*Written task*.
Please find all lines in the data that hold the string "index" and copy them.
* start Data extract *
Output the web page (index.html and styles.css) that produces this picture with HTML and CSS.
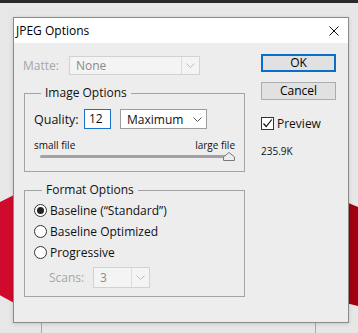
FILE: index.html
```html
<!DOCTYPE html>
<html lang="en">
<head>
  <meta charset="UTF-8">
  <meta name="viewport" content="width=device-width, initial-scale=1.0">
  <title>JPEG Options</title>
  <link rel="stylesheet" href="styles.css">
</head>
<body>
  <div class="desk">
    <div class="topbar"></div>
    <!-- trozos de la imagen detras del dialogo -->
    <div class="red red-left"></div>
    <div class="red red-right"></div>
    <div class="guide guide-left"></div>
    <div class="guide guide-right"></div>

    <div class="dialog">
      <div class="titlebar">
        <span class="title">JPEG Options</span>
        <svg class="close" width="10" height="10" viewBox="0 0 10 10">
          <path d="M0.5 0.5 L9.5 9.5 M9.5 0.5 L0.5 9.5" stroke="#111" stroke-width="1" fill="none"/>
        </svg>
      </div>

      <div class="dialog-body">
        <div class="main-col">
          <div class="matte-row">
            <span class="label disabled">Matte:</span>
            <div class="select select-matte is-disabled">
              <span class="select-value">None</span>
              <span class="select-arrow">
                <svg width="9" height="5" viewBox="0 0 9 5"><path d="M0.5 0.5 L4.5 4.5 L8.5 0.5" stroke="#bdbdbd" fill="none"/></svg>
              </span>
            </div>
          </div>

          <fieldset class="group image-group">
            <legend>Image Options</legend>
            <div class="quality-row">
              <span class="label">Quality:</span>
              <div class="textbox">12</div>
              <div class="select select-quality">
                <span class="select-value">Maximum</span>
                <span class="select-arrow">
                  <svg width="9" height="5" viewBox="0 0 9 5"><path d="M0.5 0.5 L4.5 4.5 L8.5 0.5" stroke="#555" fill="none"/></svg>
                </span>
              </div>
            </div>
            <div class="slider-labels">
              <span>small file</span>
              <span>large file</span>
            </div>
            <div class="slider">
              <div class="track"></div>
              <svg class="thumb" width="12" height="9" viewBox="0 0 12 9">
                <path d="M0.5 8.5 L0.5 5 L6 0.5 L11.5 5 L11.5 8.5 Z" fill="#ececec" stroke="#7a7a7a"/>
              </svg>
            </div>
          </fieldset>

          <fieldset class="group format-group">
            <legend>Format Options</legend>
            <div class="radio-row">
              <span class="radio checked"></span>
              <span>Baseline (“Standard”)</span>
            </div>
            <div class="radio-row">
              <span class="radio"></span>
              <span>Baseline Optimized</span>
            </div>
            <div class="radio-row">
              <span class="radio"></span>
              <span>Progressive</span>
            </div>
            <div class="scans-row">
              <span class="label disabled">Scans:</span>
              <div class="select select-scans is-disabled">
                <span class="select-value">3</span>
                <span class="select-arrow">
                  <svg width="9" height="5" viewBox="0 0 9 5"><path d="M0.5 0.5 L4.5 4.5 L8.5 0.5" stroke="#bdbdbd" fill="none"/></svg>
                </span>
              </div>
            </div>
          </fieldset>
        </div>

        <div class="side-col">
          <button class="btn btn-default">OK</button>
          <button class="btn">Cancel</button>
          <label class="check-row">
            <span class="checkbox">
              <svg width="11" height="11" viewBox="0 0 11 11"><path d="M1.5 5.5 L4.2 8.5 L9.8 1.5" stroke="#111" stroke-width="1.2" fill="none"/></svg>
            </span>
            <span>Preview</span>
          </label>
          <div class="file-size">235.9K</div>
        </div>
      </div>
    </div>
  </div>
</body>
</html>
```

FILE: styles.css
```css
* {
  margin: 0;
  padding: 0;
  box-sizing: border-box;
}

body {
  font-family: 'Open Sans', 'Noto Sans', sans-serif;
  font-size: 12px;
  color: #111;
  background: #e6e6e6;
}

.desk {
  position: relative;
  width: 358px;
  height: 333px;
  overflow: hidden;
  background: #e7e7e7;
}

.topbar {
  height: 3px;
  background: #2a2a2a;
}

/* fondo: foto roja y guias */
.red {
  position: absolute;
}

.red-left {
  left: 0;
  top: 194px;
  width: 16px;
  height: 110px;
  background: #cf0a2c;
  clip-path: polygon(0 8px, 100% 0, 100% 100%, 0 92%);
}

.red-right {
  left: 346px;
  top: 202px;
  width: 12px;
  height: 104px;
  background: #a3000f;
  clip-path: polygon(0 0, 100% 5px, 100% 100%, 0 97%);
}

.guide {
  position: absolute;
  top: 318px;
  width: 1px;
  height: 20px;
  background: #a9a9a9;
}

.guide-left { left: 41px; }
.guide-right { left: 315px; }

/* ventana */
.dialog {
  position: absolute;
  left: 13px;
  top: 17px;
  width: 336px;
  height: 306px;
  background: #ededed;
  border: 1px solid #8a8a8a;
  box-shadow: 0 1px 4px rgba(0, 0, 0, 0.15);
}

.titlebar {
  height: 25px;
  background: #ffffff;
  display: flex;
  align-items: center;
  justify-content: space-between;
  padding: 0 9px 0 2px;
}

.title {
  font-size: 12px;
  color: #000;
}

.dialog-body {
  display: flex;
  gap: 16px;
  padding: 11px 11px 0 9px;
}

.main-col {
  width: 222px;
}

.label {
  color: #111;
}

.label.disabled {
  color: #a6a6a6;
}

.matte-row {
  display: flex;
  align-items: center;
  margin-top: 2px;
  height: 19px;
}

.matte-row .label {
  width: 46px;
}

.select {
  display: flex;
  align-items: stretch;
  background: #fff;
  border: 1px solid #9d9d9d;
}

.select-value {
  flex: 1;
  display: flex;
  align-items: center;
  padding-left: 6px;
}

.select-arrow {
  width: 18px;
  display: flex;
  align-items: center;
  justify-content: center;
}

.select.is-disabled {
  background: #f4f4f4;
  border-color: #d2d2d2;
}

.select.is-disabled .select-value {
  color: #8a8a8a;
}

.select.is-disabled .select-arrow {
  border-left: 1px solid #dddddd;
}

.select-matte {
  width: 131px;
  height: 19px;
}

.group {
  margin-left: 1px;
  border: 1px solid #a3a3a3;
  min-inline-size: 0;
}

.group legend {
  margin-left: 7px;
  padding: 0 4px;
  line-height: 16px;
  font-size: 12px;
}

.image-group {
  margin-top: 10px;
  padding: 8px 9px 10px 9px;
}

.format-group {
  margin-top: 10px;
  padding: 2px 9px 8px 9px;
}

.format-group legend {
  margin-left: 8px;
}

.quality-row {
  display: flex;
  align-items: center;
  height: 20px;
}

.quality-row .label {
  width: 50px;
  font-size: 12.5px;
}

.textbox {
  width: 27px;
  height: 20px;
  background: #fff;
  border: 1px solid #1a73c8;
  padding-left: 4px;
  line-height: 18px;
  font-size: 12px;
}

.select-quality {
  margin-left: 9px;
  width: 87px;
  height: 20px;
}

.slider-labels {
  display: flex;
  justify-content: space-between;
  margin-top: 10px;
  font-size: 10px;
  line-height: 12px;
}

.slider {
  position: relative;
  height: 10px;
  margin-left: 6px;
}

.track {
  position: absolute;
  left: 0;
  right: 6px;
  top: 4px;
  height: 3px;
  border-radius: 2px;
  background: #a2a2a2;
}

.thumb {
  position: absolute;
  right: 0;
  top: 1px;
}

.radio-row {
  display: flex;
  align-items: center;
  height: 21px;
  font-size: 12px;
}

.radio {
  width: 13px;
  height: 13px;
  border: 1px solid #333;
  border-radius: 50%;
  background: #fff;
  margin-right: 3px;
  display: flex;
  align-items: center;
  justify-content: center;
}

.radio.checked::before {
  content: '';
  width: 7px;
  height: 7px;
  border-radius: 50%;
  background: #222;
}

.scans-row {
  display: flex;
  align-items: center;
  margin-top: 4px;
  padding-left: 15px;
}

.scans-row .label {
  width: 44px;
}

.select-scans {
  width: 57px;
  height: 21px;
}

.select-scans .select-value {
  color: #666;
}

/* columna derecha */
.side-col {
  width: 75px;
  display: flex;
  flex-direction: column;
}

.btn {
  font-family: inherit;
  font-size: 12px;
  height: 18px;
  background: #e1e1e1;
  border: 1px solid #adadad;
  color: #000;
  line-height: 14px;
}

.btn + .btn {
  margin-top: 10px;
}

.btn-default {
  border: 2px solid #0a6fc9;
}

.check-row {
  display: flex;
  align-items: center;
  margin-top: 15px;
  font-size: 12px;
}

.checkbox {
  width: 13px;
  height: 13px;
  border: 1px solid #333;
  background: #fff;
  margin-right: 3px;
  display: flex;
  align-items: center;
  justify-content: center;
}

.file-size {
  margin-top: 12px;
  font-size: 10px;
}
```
* end Data extract *
*Answer for the task*.
Output the web page (index.html and styles.css) that produces this picture with HTML and CSS.
FILE: index.html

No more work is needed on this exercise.